Hello,
We have an application that models transactional data. Each document describes a single transaction between two entities.
Our current import process is done in two phases. First we ingest all the transactions into a transactions
index. Afterwards, we run a suite of aggregations to against that index to build an entities
index which contains aggregated fields from the transaction documents along with some higher level statistics (ex. total transactions, total transaction sum, etc). However over years this system has grown to become unwieldy and slow.

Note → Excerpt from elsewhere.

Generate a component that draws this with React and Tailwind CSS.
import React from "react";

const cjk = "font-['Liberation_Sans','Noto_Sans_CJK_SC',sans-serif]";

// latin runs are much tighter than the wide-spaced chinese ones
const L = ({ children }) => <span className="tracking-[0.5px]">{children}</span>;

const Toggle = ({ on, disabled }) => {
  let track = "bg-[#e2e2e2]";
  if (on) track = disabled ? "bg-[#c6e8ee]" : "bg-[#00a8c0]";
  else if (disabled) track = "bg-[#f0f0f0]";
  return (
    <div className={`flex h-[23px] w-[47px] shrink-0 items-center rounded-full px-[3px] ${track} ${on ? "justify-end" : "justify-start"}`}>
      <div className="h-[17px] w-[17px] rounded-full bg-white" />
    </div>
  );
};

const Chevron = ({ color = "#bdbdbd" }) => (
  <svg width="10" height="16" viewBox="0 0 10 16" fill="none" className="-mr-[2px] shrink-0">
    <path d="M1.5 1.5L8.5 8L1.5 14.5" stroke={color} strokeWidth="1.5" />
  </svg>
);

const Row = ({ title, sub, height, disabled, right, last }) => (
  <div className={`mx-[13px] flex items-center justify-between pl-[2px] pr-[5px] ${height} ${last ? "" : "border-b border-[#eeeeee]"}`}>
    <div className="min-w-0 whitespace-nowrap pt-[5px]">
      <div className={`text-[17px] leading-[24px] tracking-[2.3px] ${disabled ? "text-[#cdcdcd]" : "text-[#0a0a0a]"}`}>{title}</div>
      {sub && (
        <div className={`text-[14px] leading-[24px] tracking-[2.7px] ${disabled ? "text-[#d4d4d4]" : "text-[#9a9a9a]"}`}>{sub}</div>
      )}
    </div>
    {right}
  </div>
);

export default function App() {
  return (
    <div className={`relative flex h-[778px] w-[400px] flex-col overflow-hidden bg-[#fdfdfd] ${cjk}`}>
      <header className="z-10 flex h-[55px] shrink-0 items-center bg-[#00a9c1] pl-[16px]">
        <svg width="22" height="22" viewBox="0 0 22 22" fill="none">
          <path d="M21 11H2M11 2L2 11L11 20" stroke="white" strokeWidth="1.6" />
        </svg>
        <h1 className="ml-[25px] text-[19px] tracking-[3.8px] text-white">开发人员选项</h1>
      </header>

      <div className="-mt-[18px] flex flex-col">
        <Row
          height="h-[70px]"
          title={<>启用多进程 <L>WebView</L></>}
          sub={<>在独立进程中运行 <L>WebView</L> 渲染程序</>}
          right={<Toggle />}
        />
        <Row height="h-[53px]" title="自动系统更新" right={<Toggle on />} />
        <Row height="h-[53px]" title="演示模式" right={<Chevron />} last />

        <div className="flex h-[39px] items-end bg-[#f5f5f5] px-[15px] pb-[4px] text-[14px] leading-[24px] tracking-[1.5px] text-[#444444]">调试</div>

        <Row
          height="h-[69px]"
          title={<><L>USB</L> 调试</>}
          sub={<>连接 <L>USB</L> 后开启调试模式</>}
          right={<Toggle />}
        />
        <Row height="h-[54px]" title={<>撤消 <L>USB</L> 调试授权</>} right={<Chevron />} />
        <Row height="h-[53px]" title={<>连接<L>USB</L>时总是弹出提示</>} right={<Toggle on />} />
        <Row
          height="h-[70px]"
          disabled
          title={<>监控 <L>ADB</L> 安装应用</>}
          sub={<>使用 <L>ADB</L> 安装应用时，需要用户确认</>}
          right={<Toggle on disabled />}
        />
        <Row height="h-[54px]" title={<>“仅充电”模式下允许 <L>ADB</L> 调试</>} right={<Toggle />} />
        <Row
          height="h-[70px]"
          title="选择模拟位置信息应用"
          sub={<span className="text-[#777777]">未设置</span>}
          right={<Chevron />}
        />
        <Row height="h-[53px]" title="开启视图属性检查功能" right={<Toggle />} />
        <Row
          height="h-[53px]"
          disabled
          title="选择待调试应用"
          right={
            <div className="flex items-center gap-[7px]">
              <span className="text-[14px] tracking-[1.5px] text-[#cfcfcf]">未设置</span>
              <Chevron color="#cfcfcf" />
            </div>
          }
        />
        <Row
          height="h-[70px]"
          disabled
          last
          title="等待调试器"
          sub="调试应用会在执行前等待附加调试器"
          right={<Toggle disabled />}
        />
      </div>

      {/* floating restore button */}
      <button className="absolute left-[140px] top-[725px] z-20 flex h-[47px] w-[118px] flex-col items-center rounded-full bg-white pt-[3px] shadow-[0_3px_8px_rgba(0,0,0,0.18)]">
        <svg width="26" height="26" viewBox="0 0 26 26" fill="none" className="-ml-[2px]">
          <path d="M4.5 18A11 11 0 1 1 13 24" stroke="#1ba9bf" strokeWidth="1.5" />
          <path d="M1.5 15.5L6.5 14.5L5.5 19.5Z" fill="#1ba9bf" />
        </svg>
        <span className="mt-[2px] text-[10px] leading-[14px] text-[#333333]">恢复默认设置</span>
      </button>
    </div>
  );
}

A colleague recommended using elasticsearch transforms for this and at first glance it seemed like a perfect fit. However we have run into implementation issues due to the fact that each transaction aggregates into two entities.
For example, these two transactions:
{
ids: [
a, b
],
src_id: a,
dst_id: b,
src_field: 5,
dst_field: 6
},
{
ids: [
b, c
],
src_id: b,
dst_id: c,
src_field: 3,
dst_field: 12
}
Which can describe the following relationships:
entityA entityB entityC
^ ^ ^ ^
\ / \ /
\ / \ /
transactionAB transactionBC
Would need to transform into three entity docs:
{
id: a,
count: 1,
field_sum: 5
},
{
id: b,
count: 2,
field_sum: 9
},
{
id: c,
count: 1,
field_sum: 12
}
I've attempted running two separate transforms, one that groups on the src_id
side of the transaction, and the another on the dst_id
side of the transaction, aggregating the respective fields, but they overwrite each others output in the write index.
I've attempted running it as a single transform, which aggregates on the id
field, but then the src / dst fields become mixed together.
I think this could be solved using three transforms and an intermediary index, but at that point the complexity isn't worth it in our use case.
Is there anyway to achieve the desired results without the use of intermediary indices? I know elasticsearch has a alot of functionality with regards to scripted aggregations and scripted processors. I was hoping someone may be able to , but I'm not sure if they can solve this issue.